• **AIM**:
Copy each line exactly. Drop every picture.

• **SUPPLIED INFORMATION**:
========

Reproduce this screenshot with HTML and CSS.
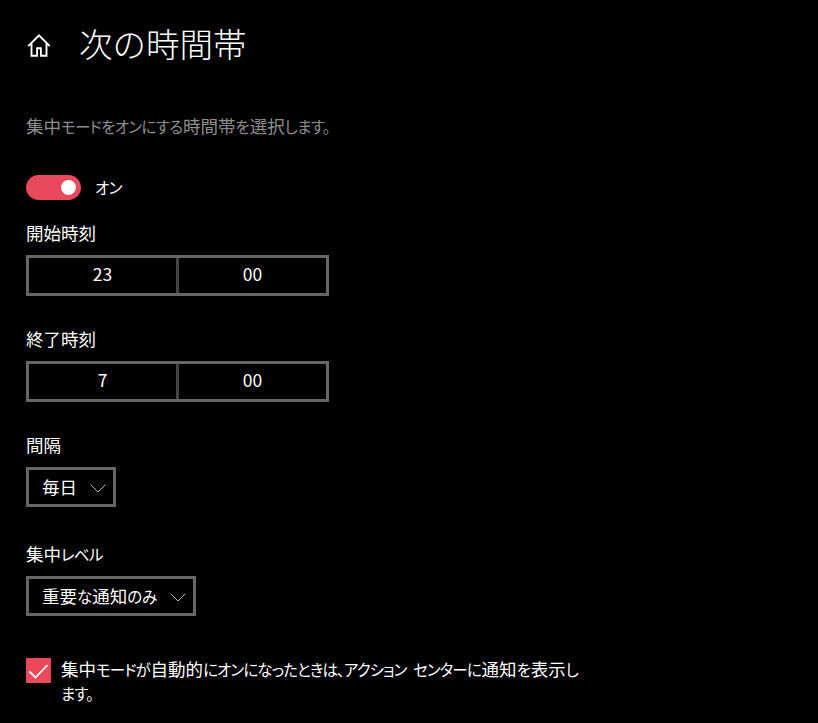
FILE: index.html
```html
<!DOCTYPE html>
<html lang="ja">
  <head>
    <meta charset="utf-8" />
    <title>次の時間帯</title>
    <link rel="stylesheet" href="styles.css">
  </head>
  <body>
    <main class="page">
      <header class="title-row">
        <svg class="home-icon" viewBox="0 0 24 23" width="24" height="23" aria-hidden="true">
          <path d="M1.2 12.2 12 1.4l10.8 10.8M4.5 9v12.8h5.6v-7.6h3.8v7.6h5.6V9" fill="none" stroke="#fff" stroke-width="1.9"/>
        </svg>
        <h1>次の時間帯</h1>
      </header>
      <p class="desc">集中<span class="kana">モードをオンにする</span>時間帯<span class="kana">を</span>選択<span class="kana">します。</span></p>
      <div class="toggle-row">
        <span class="toggle"><span class="knob"></span></span>
        <span class="toggle-label kana">オン</span>
      </div>
      <div class="label first">開始時刻</div>
      <div class="time-picker">
        <span class="cell">23</span>
        <span class="cell">00</span>
      </div>
      <div class="label second">終了時刻</div>
      <div class="time-picker">
        <span class="cell">7</span>
        <span class="cell">00</span>
      </div>
      <div class="label third">間隔</div>
      <div class="select">
        <span>毎日</span>
        <svg class="chevron" viewBox="0 0 16 9" width="16" height="9"><path d="M.7.7 8 8 15.3.7" fill="none" stroke="#bbb" stroke-width="1"/></svg>
      </div>
      <div class="label fourth">集中<span class="kana">レベル</span></div>
      <div class="select">
        <span>重要<span class="kana">な</span>通知<span class="kana">のみ</span></span>
        <svg class="chevron" viewBox="0 0 16 9" width="16" height="9"><path d="M.7.7 8 8 15.3.7" fill="none" stroke="#bbb" stroke-width="1"/></svg>
      </div>
      <div class="check-row">
        <span class="checkbox">
          <svg viewBox="0 0 25 25" width="25" height="25"><path d="M3.5 13.5l6 6L21.5 7" fill="none" stroke="#fff" stroke-width="1.8"/></svg>
        </span>
        <span class="check-text">集中<span class="kana">モードが</span>自動的<span class="kana">にオンになったときは、アクション センターに</span>通知<span class="kana">を</span>表示<span class="kana">し</span><span class="kana">ます。</span></span>
      </div>
    </main>
  </body>
</html>
```

FILE: styles.css
```css
* {
  box-sizing: border-box;
}

html,
body {
  height: 100%;
}

body {
  margin: 0;
  background-color: #000;
  color: #fff;
  font-family: "Noto Sans CJK JP", "Noto Sans", sans-serif;
  font-size: 17.5px;
  font-feature-settings: "palt";
  overflow: hidden;
}

.kana {
  margin-right: 0.7px;
  font-size: 15.5px;
  letter-spacing: -0.7px;
}

.page {
  padding: 20px 0 0 26px;
}

.title-row {
  display: flex;
  align-items: center;
  height: 46px;
}

.home-icon {
  margin: 5px 0 0 1px;
}

h1 {
  margin: 0 0 0 28px;
  font-size: 33.5px;
  font-weight: 300;
  line-height: 46px;
  font-feature-settings: normal;
}

.desc {
  margin: 48px 0 0;
  color: #8f8f8f;
  line-height: 24px;
}

.toggle-row {
  display: flex;
  align-items: center;
  margin-top: 36px;
  height: 26px;
}

.toggle {
  display: flex;
  align-items: center;
  justify-content: flex-end;
  width: 55px;
  height: 25px;
  padding-right: 5px;
  border-radius: 13px;
  background-color: #e94a5b;
}

.knob {
  width: 15px;
  height: 15px;
  border-radius: 50%;
  background-color: #fff;
}

.toggle-label {
  margin-left: 14px;
  line-height: 24px;
}

.label {
  line-height: 22px;
}

.first {
  margin-top: 22px;
}

.second {
  margin-top: 32px;
}

.third {
  margin-top: 32px;
}

.fourth {
  margin-top: 36px;
}

.time-picker {
  display: flex;
  width: 303px;
  height: 41px;
  margin-top: 11px;
  border: 3px solid #666;
}

.cell {
  flex: 1;
  text-align: center;
  line-height: 32px;
}

.cell + .cell {
  border-left: 3px solid #444;
}

.select {
  display: inline-flex;
  align-items: center;
  height: 40px;
  margin-top: 11px;
  padding: 0 7px 0 13px;
  border: 3px solid #666;
  line-height: 32px;
}

.select .kana {
  margin-right: 0;
  letter-spacing: 0;
}

.chevron {
  margin: 2px 0 0 13px;
}

.check-row {
  display: flex;
  margin-top: 31px;
}

.checkbox {
  flex: none;
  width: 25px;
  height: 25px;
  margin-top: 11px;
  background-color: #e94a5b;
}

.checkbox svg {
  display: block;
}

.check-text {
  width: 522px;
  margin-left: 10px;
  line-height: 24px;
  padding-top: 10px;
}

.check-text .kana {
  letter-spacing: -0.9px;
  word-spacing: 4px;
}
```
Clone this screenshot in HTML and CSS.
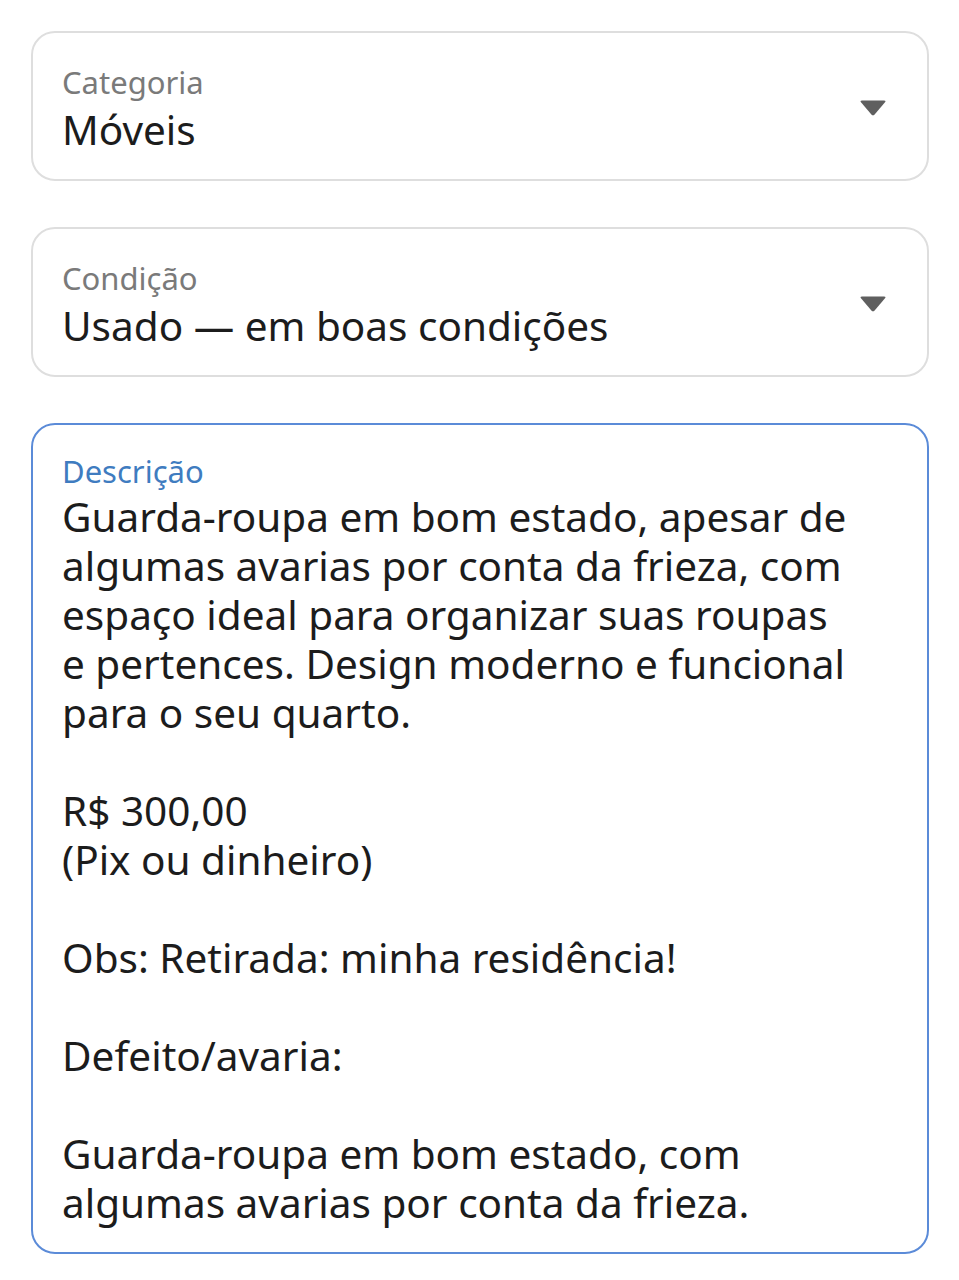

========

• **FULL RESPONSE**:
Reproduce this screenshot with HTML and CSS.
FILE: index.html
```html
<!DOCTYPE html>
<html lang="ja">
  <head>
    <meta charset="utf-8" />
    <title>次の時間帯</title>
    <link rel="stylesheet" href="styles.css">
  </head>
  <body>
    <main class="page">
      <header class="title-row">
        <svg class="home-icon" viewBox="0 0 24 23" width="24" height="23" aria-hidden="true">
          <path d="M1.2 12.2 12 1.4l10.8 10.8M4.5 9v12.8h5.6v-7.6h3.8v7.6h5.6V9" fill="none" stroke="#fff" stroke-width="1.9"/>
        </svg>
        <h1>次の時間帯</h1>
      </header>
      <p class="desc">集中<span class="kana">モードをオンにする</span>時間帯<span class="kana">を</span>選択<span class="kana">します。</span></p>
      <div class="toggle-row">
        <span class="toggle"><span class="knob"></span></span>
        <span class="toggle-label kana">オン</span>
      </div>
      <div class="label first">開始時刻</div>
      <div class="time-picker">
        <span class="cell">23</span>
        <span class="cell">00</span>
      </div>
      <div class="label second">終了時刻</div>
      <div class="time-picker">
        <span class="cell">7</span>
        <span class="cell">00</span>
      </div>
      <div class="label third">間隔</div>
      <div class="select">
        <span>毎日</span>
        <svg class="chevron" viewBox="0 0 16 9" width="16" height="9"><path d="M.7.7 8 8 15.3.7" fill="none" stroke="#bbb" stroke-width="1"/></svg>
      </div>
      <div class="label fourth">集中<span class="kana">レベル</span></div>
      <div class="select">
        <span>重要<span class="kana">な</span>通知<span class="kana">のみ</span></span>
        <svg class="chevron" viewBox="0 0 16 9" width="16" height="9"><path d="M.7.7 8 8 15.3.7" fill="none" stroke="#bbb" stroke-width="1"/></svg>
      </div>
      <div class="check-row">
        <span class="checkbox">
          <svg viewBox="0 0 25 25" width="25" height="25"><path d="M3.5 13.5l6 6L21.5 7" fill="none" stroke="#fff" stroke-width="1.8"/></svg>
        </span>
        <span class="check-text">集中<span class="kana">モードが</span>自動的<span class="kana">にオンになったときは、アクション センターに</span>通知<span class="kana">を</span>表示<span class="kana">し</span><span class="kana">ます。</span></span>
      </div>
    </main>
  </body>
</html>
```

FILE: styles.css
```css
* {
  box-sizing: border-box;
}

html,
body {
  height: 100%;
}

body {
  margin: 0;
  background-color: #000;
  color: #fff;
  font-family: "Noto Sans CJK JP", "Noto Sans", sans-serif;
  font-size: 17.5px;
  font-feature-settings: "palt";
  overflow: hidden;
}

.kana {
  margin-right: 0.7px;
  font-size: 15.5px;
  letter-spacing: -0.7px;
}

.page {
  padding: 20px 0 0 26px;
}

.title-row {
  display: flex;
  align-items: center;
  height: 46px;
}

.home-icon {
  margin: 5px 0 0 1px;
}

h1 {
  margin: 0 0 0 28px;
  font-size: 33.5px;
  font-weight: 300;
  line-height: 46px;
  font-feature-settings: normal;
}

.desc {
  margin: 48px 0 0;
  color: #8f8f8f;
  line-height: 24px;
}

.toggle-row {
  display: flex;
  align-items: center;
  margin-top: 36px;
  height: 26px;
}

.toggle {
  display: flex;
  align-items: center;
  justify-content: flex-end;
  width: 55px;
  height: 25px;
  padding-right: 5px;
  border-radius: 13px;
  background-color: #e94a5b;
}

.knob {
  width: 15px;
  height: 15px;
  border-radius: 50%;
  background-color: #fff;
}

.toggle-label {
  margin-left: 14px;
  line-height: 24px;
}

.label {
  line-height: 22px;
}

.first {
  margin-top: 22px;
}

.second {
  margin-top: 32px;
}

.third {
  margin-top: 32px;
}

.fourth {
  margin-top: 36px;
}

.time-picker {
  display: flex;
  width: 303px;
  height: 41px;
  margin-top: 11px;
  border: 3px solid #666;
}

.cell {
  flex: 1;
  text-align: center;
  line-height: 32px;
}

.cell + .cell {
  border-left: 3px solid #444;
}

.select {
  display: inline-flex;
  align-items: center;
  height: 40px;
  margin-top: 11px;
  padding: 0 7px 0 13px;
  border: 3px solid #666;
  line-height: 32px;
}

.select .kana {
  margin-right: 0;
  letter-spacing: 0;
}

.chevron {
  margin: 2px 0 0 13px;
}

.check-row {
  display: flex;
  margin-top: 31px;
}

.checkbox {
  flex: none;
  width: 25px;
  height: 25px;
  margin-top: 11px;
  background-color: #e94a5b;
}

.checkbox svg {
  display: block;
}

.check-text {
  width: 522px;
  margin-left: 10px;
  line-height: 24px;
  padding-top: 10px;
}

.check-text .kana {
  letter-spacing: -0.9px;
  word-spacing: 4px;
}
```
Clone this screenshot in HTML and CSS.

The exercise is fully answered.